I'm no PAC12 fan, but I do think it's a tad unfair to those west coast teams. Playing at what's effectively 9AM to them after jet lag and a 3-4 hour flight would suck.

The Pac 12 did a study several years ago and decided they should consider having a 9 AM west coast kickoff, a noon-1 kickoff, a late afternoon kickoff, all to give the conference more national exposure. Yes, there would be sacrifice, kind of like Friday night B1G games.

But as was typical of the Pac 12 before it imploded, it couldn't make a decision and tabled it for future consideration. Part of why the confine is where it is today.
 
The Pac 12 did a study several years ago and decided they should consider having a 9 AM west coast kickoff, a noon-1 kickoff, a late afternoon kickoff, all to give the conference more national exposure. Yes, there would be sacrifice, kind of like Friday night B1G games.

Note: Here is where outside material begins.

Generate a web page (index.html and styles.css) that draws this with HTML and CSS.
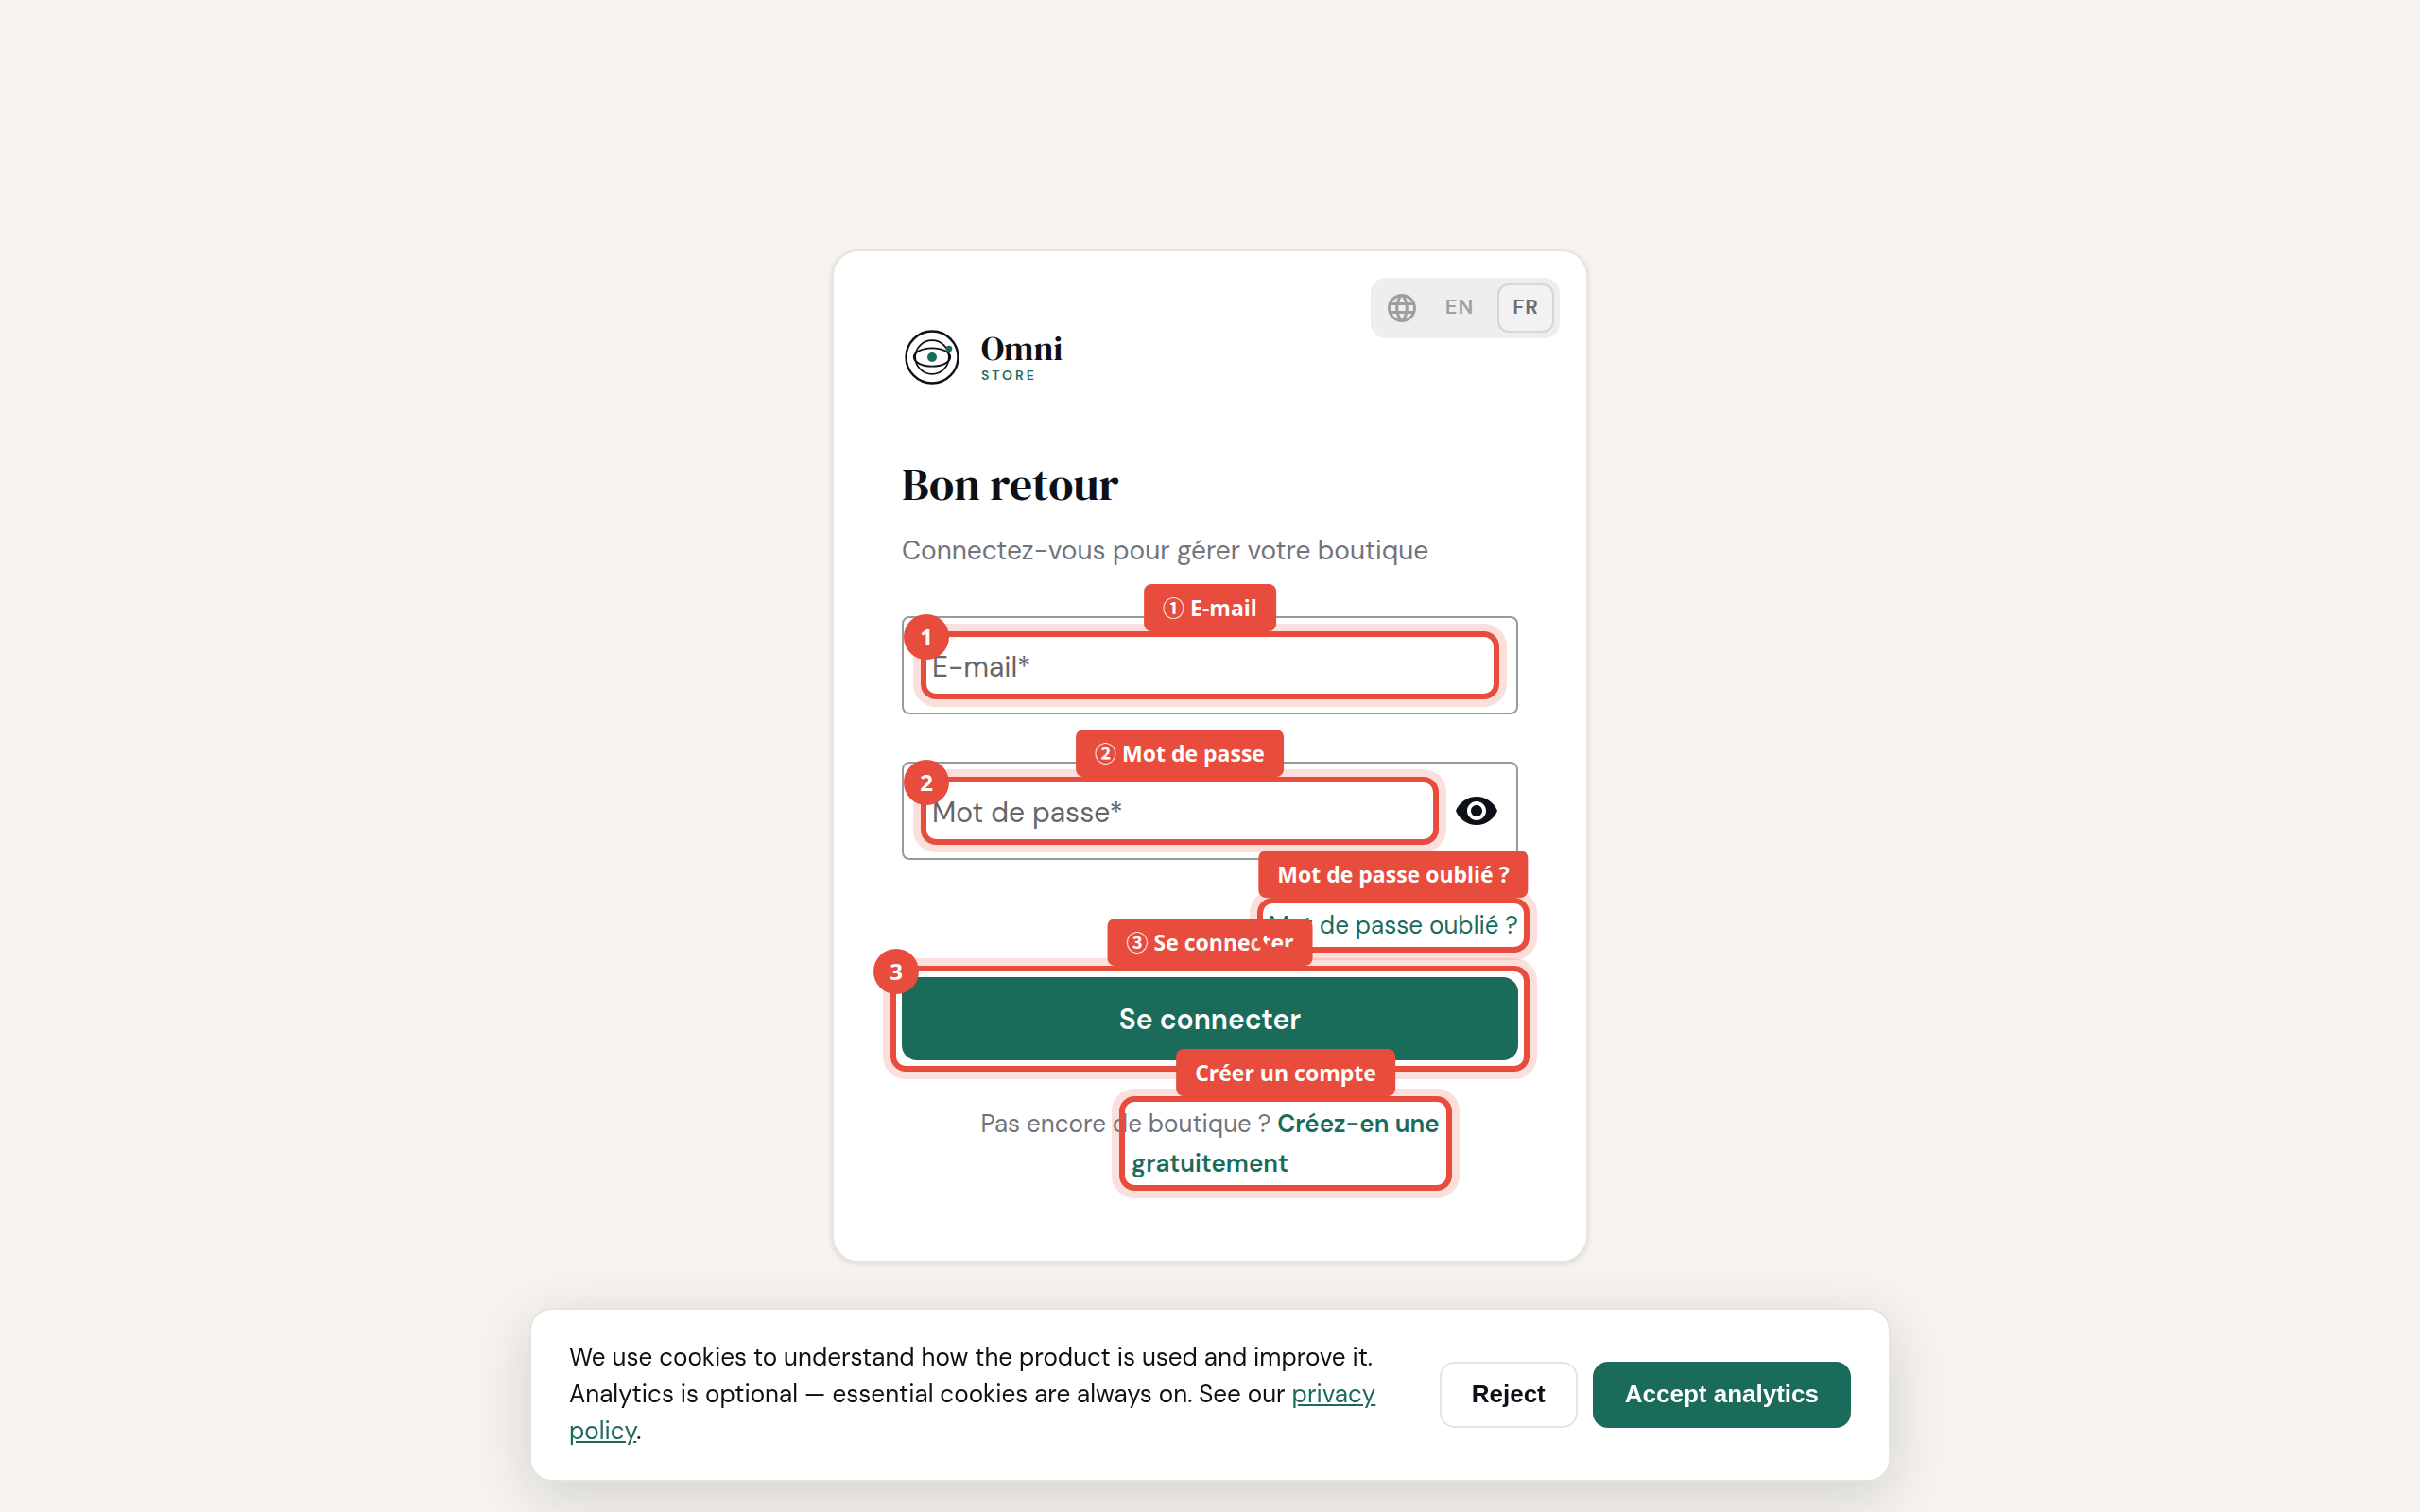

But as was typical of the Pac 12 before it imploded, it couldn't make a decision and tabled it for future consideration. Part of why the confine is where it is today.
I don't think it needs to be complicated. Make a rule that says any teams travelling west to east two time zones or more get a kick time no earlier than 2:30 PM in the time zone they're coming from. Essentially it would equal an evening game any time that happened. I don't see any downside really.
 
I don't think it needs to be complicated. Make a rule that says any teams travelling west to east two time zones or more get a kick time no earlier than 2:30 PM in the time zone they're coming from. Essentially it would equal an evening game any time that happened. I don't see any downside really.
Great idea.
 
I don't think it needs to be complicated. Make a rule that says any teams travelling west to east two time zones or more get a kick time no earlier than 2:30 PM in the time zone they're coming from. Essentially it would equal an evening game any time that happened. I don't see any downside really.
That makes way too much sense. Stop it.
 
What about east to west travel? If you have a 7 PM kickoff, that's 10 PMET, that doesn't seem fair. It's never done much for us.

I worry about our game at UCLA, this very same situation. A trap game?
 
What about east to west travel? If you have a 7 PM kickoff, that's 10 PMET, that doesn't seem fair. It's never done much for us.

I worry about our game at UCLA, this very same situation. A trap game?
It's a whole lot worse going west to east. More time to prep is always more advantageous than less.